Let's start with the easy stuff. The number in itself is meaningless unless I know how many green blogs I am contending with. Last year it was 100; this year only 20. Has Jim eliminated the rabble to allow more glory for those of us who remain? Or have the serious people found something better to do, so that even being 7 out of 20 only proves I have been left behind in the rush to the next great media revolution?


Perhaps Jim didn't even rank the list, allowing the citizenry to do that via the People's Vote. And if he did how does 7 compare with 1: is it seven times less good? Are we dealing with logarithmic scales here? Incidentally, while I'm on the subject of numbers, have you ever noticed how, when media people get into discussions like this one, they start referring to rocket scientists. As though finding ways to travel to other distant planets to colonise and mess them up were somehow cleverer than finding a way to survive on our own beautiful planet, which already has life on it.

What is distressing me most about this process is that I actually care about it. I am a sad competitive person masquerading as a co-operative green who isn't interested in status. Can I blame it on capitalism, the need to compete to survive, or is it just my personal karma? This is summed up by the fact that my deepest regret in life is never having been on University Challenge, although this may now have been surpassed by the regret that I didn't write the book called Starter for Ten.
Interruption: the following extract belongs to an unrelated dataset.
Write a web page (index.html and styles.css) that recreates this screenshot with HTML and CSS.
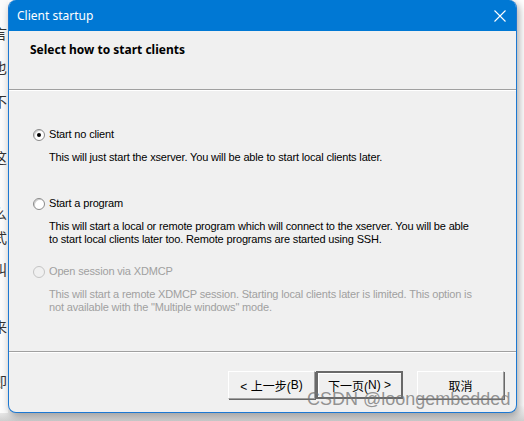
FILE: index.html
```html
<!DOCTYPE html>
<html>
<head>
<meta charset="utf-8">
<link rel="stylesheet" href="styles.css">
</head>
<body>
<div class="page">
  <div class="strip">
    <div class="ch c1">言</div>
    <div class="ch c2">也</div>
    <div class="ch c3">不</div>
    <div class="ch c4">这</div>
    <div class="ch c5">么</div>
    <div class="ch c6">式</div>
    <div class="ch c7">叫</div>
    <div class="ch c8">来</div>
    <div class="ch c9">即</div>
  </div>
  <div class="window">
    <div class="titlebar">
      <span class="title">Client startup</span>
      <svg class="close" width="12" height="12" viewBox="0 0 12 12"><path d="M0.5 0.5 L11.5 11.5 M11.5 0.5 L0.5 11.5" stroke="#fff" stroke-width="1.1" fill="none"/></svg>
    </div>
    <div class="client">
      <div class="header">Select how to start clients</div>
      <div class="sep"></div>
      <div class="body">
        <div class="opt opt1">
          <div class="label"><span class="radio checked"></span>Start no client</div>
          <div class="desc">This will just start the xserver. You will be able to start local clients later.</div>
        </div>
        <div class="opt opt2">
          <div class="label"><span class="radio"></span>Start a program</div>
          <div class="desc">This will start a local or remote program which will connect to the xserver. You will be able<br>to start local clients later too. Remote programs are started using SSH.</div>
        </div>
        <div class="opt opt3 disabled">
          <div class="label"><span class="radio"></span>Open session via XDMCP</div>
          <div class="desc">This will start a remote XDMCP session. Starting local clients later is limited. This option is<br>not available with the "Multiple windows" mode.</div>
        </div>
      </div>
      <div class="sep sep2"></div>
      <div class="buttons">
        <div class="btn">&lt; 上一步(<u>B</u>)</div>
        <div class="btn default">下一页(<u>N</u>) &gt;</div>
        <div class="btn cancel">取消</div>
      </div>
      <div class="watermark">CSDN @loongembedded</div>
    </div>
  </div>
</div>
</body>
</html>
```

FILE: styles.css
```css
html, body {
  margin: 0;
  padding: 0;
  width: 524px;
  height: 421px;
  overflow: hidden;
  background: #d9d9d9;
}
.page {
  display: flex;
  width: 524px;
  height: 421px;
  background: linear-gradient(#ffffff 0, #ffffff 405px, #cfcfcf 421px);
}
.strip {
  width: 8px;
  height: 413px;
  overflow: hidden;
  position: relative;
  flex: none;
  background: #fbfbfb;
}
.ch {
  position: absolute;
  left: -7px;
  font-family: "Noto Sans CJK SC", sans-serif;
  font-size: 14px;
  line-height: 16px;
  color: #333;
}
.c1 { top: 25px; }
.c2 { top: 59px; }
.c3 { top: 93px; }
.c4 { top: 149px; }
.c5 { top: 205px; }
.c6 { top: 229px; }
.c7 { top: 261px; }
.c8 { top: 318px; }
.c9 { top: 373px; }
.window {
  width: 507px;
  height: 412px;
  border: 1px solid #1c78d2;
  border-top: none;
  border-radius: 8px 8px 8px 8px;
  background: #f0f0f0;
  box-shadow: 2px 3px 8px rgba(0,0,0,0.35);
  overflow: hidden;
  position: relative;
  display: flex;
  flex-direction: column;
  flex: none;
}
.titlebar {
  height: 31px;
  background: #0078d4;
  display: flex;
  align-items: center;
  justify-content: space-between;
  padding: 0 10px 0 8px;
  flex: none;
}
.title {
  font-family: "Segoe UI", "Noto Sans", sans-serif;
  font-size: 12px;
  color: #ffffff;
  margin-top: -1px;
}
.close { margin-top: 0; }
.client {
  flex: 1;
  display: flex;
  flex-direction: column;
  font-family: "Liberation Sans", Arial, sans-serif;
  font-size: 11px;
  letter-spacing: -0.16px;
  color: #000;
  position: relative;
}
.header {
  height: 58px;
  box-sizing: border-box;
  padding: 11px 0 0 21px;
  font-family: "Segoe UI", "Noto Sans", sans-serif;
  font-weight: bold;
  font-size: 12px;
  letter-spacing: 0;
  line-height: 16px;
}
.sep {
  height: 1px;
  background: #a0a0a0;
  border-bottom: 1px solid #ffffff;
  flex: none;
}
.body {
  height: 260px;
  padding-left: 24px;
  box-sizing: border-box;
}
.opt { line-height: 13px; }
.opt1 { margin-top: 37px; }
.opt2 { margin-top: 33px; }
.opt3 { margin-top: 19px; }
.label {
  display: flex;
  align-items: center;
  height: 13px;
}
.radio {
  width: 10px;
  height: 10px;
  border-radius: 50%;
  border: 1px solid #8a8a8a;
  background: #ffffff;
  margin-right: 4px;
  box-sizing: content-box;
  position: relative;
  box-shadow: inset 1px 1px 0 #cfcfcf;
}
.radio.checked::after {
  content: "";
  position: absolute;
  left: 3px;
  top: 3px;
  width: 4px;
  height: 4px;
  border-radius: 50%;
  background: #000;
}
.desc {
  margin-top: 10px;
  padding-left: 16px;
}
.disabled { color: #a0a0a0; }
.disabled .radio { border-color: #c4c4c4; background: #f0f0f0; box-shadow: none; }
.buttons {
  display: flex;
  padding: 18px 0 0 219px;
}
.btn {
  width: 87px;
  height: 28px;
  box-sizing: border-box;
  border-top: 1px solid #ffffff;
  border-left: 1px solid #ffffff;
  border-right: 1px solid #a0a0a0;
  border-bottom: 1px solid #a0a0a0;
  box-shadow: 1px 1px 0 #696969;
  background: #f0f0f0;
  display: flex;
  align-items: center;
  justify-content: center;
  font-family: "Liberation Sans", "Noto Sans CJK SC", sans-serif;
  font-size: 12px;
  letter-spacing: 0;
  color: #000;
}
.btn u { text-decoration: none; }
.btn.default {
  margin-left: 1px;
  border: 2px solid #696969;
  box-shadow: inset 1px 1px 0 #ffffff;
}
.btn.cancel { margin-left: 14px; }
.watermark {
  position: absolute;
  left: 298px;
  top: 358px;
  font-family: "Liberation Sans", Arial, sans-serif;
  font-size: 18px;
  letter-spacing: 0;
  color: rgba(115,115,115,0.75);
  white-space: nowrap;
}
```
Oh, shit, there it is again: a number. Why ten points for a correct answer, rather than 1 or 20 or 200? That is such a University Challenge thing isn't it? You know what: I've depressed myself. This strange relationship with the numerical is what being an economist does to you. . . I would still like your votes, though. You'll have to go to Jim Jepps's site at: http://www.jimjay.blogspot.com/ to help me out of my misery. Or will it just make it worse?

23 June 2007

A Rose by Any Other Name . . .

Notable local permaculture gardener Helen Pitel has been teaching us all how to 'Name that Plant!'. Today we reached the noble yet humble rose. Through its history we can trace the evolution of our own culture--our movement away from and back towards Nature.

The dog-rose is native to Britain. It is the small rather unimpressive pink flower, with five petals and yellow stamens that we see in our hedgerows. It is the same plant that yields beautiful orange-red hips in the autumn. Each one has ten times the Vitamin C content of an orange, hence their importance in the Hedgerow Harvest campaign of World War II.

By crossing this native species with Damask roses from the Middle East and musk roses from the Himalayas a huge range of sweet-scented flowers were created. Their seasonal habit of flowering only during June was soon conquered once the China roses were discovered. These flowered right through to the autumn, extending the rose season.

But during the twentieth century rose breeders strayed even further from Nature. By crossing tea roses from China with the existing crosses they achieved a mass of celebrity blooms. Many were named for human celebrities such as Elizabeth of Glamis (the Queen Mother), Princess Diana and Lilli Marlene. The hybrid tea is a rather obvious, in-your-face, sort of rose. It grows to a uniform height, has large bright flowers, but carries no scent, lacks reslience and is vulnerable to disease.

Helen drew our attention to the Peace cultivar, one of the most popular roses of the twentieth century. Ironically it was developed from stock sent from France to the USA during World War II, following the invasion of France by the Germans. You can see it growing around the war memorial in Nailsworth.

As the public's affection for the showy and artificial has declined, rose breeders are developing more natural, interesting and highly-scented blooms, known as English roses, which are also rich in oil. British monarchs have tradtionally been annointed with rose oil, but supplies had dwindled due to the popularity of the hybrid tea, and so the tradition had to be missed for this current Queen's coronation. Prince Charles is a keen rose gardener and is collecting the oil for his own coronation.

And just to prove that gardeners have a sense of humour, as well as a sense of cultural history, Helen told us a joke that gardeners have about the yellow rose the Lady Hillingdon rose--that she is no good in bed but great up against a wall.